The first five rows fit comfortably in a single afternoon of Tinker spend. Row six is the highest-cost open item; we hit a billing wall before it finished and never restarted. Stage URIs are read from .env (see .env.example). The only Tinker session URI hard-coded as a default in the scripts is the publicly-cited 44722365-… panel-MATH checkpoint (build_case_study_transcripts.py, chat_panel.py); both are overridable via PANEL_MATH_CHECKPOINT_SAMPLER.

Try the model

The post-MATH-RL adapter is published as a standalone PEFT LoRA at scasella91/qwen3-30b-a3b-multipersona-debate-lora (MIT, 3.4 GB bf16). It loads on top of Qwen/Qwen3-30B-A3B-Base via transformers + peft — no Tinker account required. You'll want ~60 GB of GPU memory for the base model; the adapter itself adds negligible runtime overhead.

import torch
from transformers import AutoModelForCausalLM, AutoTokenizer
from peft import PeftModel

base_id = "Qwen/Qwen3-30B-A3B-Base"
adapter_id = "scasella91/qwen3-30b-a3b-multipersona-debate-lora"

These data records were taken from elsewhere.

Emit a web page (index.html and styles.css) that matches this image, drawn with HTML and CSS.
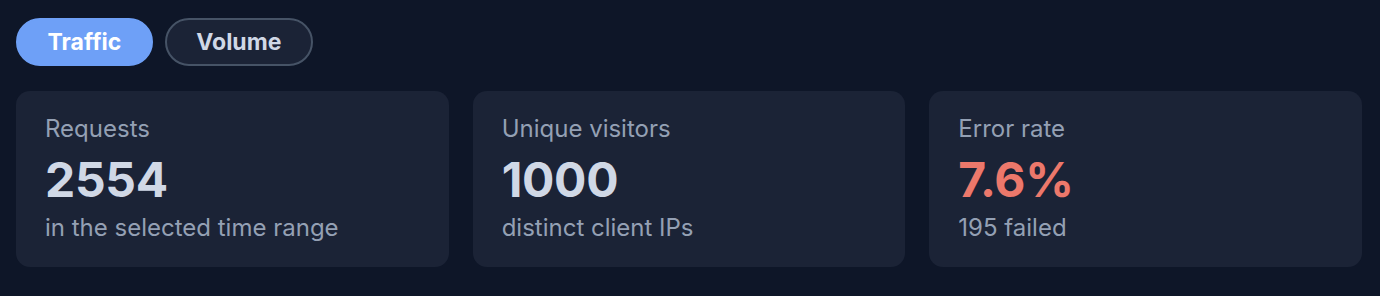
FILE: index.html
```html
<!DOCTYPE html>
<html>
    <head>
        <title>Traffic overview</title>
        <link rel="stylesheet" href="styles.css">
    </head>

    <body>
        <nav class="tabs">
            <button class="tab active">Traffic</button>
            <button class="tab">Volume</button>
        </nav>

        <section class="stats">
            <div class="statCard">
                <div class="statLabel">Requests</div>
                <div class="statValue">2554</div>
                <div class="statNote">in the selected time range</div>
            </div>
            <div class="statCard">
                <div class="statLabel">Unique visitors</div>
                <div class="statValue">1000</div>
                <div class="statNote">distinct client IPs</div>
            </div>
            <div class="statCard">
                <div class="statLabel">Error rate</div>
                <div class="statValue error">7.6%</div>
                <div class="statNote">195 failed</div>
            </div>
        </section>
    </body>
</html>
```

FILE: styles.css
```css
body {
    margin: 0;
    padding: 18px 18px 18px 16px;
    background-color: #0e1628;
    font-family: Inter, "Noto Sans", sans-serif;
}

.tabs {
    display: flex;
    gap: 12px;
}

.tab {
    height: 48px;
    padding: 0 29.5px;
    font-family: inherit;
    font-size: 23px;
    font-weight: 700;
    border-radius: 24px;
    border: 2px solid #465366;
    background-color: #1b2336;
    color: #d0d8e6;
    cursor: pointer;
}

.tab.active {
    background-color: #6ea0f7;
    border-color: #6ea0f7;
    color: #ffffff;
}

.stats {
    display: grid;
    grid-template-columns: repeat(3, 1fr);
    gap: 24px;
    margin-top: 25px;
}

.statCard {
    height: 176px;
    box-sizing: border-box;
    padding: 23px 29px;
    background-color: #1b2336;
    border-radius: 14px;
}

.statLabel {
    font-size: 24px;
    color: #94a0b4;
    line-height: 30px;
}

.statValue {
    margin-top: 10px;
    font-size: 48px;
    font-weight: 700;
    line-height: 52px;
    letter-spacing: -0.3px;
    color: #d0d8e6;
}

.statValue.error {
    color: #ec786b;
}

.statNote {
    margin-top: 7px;
    font-size: 24px;
    line-height: 30px;
    color: #94a0b4;
}
```
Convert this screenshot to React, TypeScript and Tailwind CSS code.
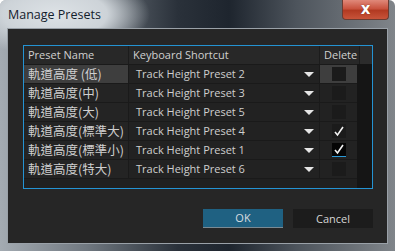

tok = AutoTokenizer.from_pretrained(base_id, trust_remote_code=True)
model = AutoModelForCausalLM.from_pretrained(
    base_id, torch_dtype=torch.bfloat16, device_map="auto"
)
model = PeftModel.from_pretrained(model, adapter_id)
model.eval()

PROMPT = (
    "A conversation between User and Multi-Persona Panel of Experts. "
    "The user asks a question, and the Multi-Persona Panel of Experts solves it. "
    "The Multi-Persona Panel of Experts first deliberates and debates the reasoning "
    "process with each other and then provides the user with the answer. "
    "The deliberation process and answer are enclosed within "
    "<mutipersonaDebate>...</mutipersonaDebate> and <answer>...</answer> tags, "
    "respectively, i.e., <mutipersonaDebate> deliberation process here "
    "</mutipersonaDebate> <answer>answer here </answer>. "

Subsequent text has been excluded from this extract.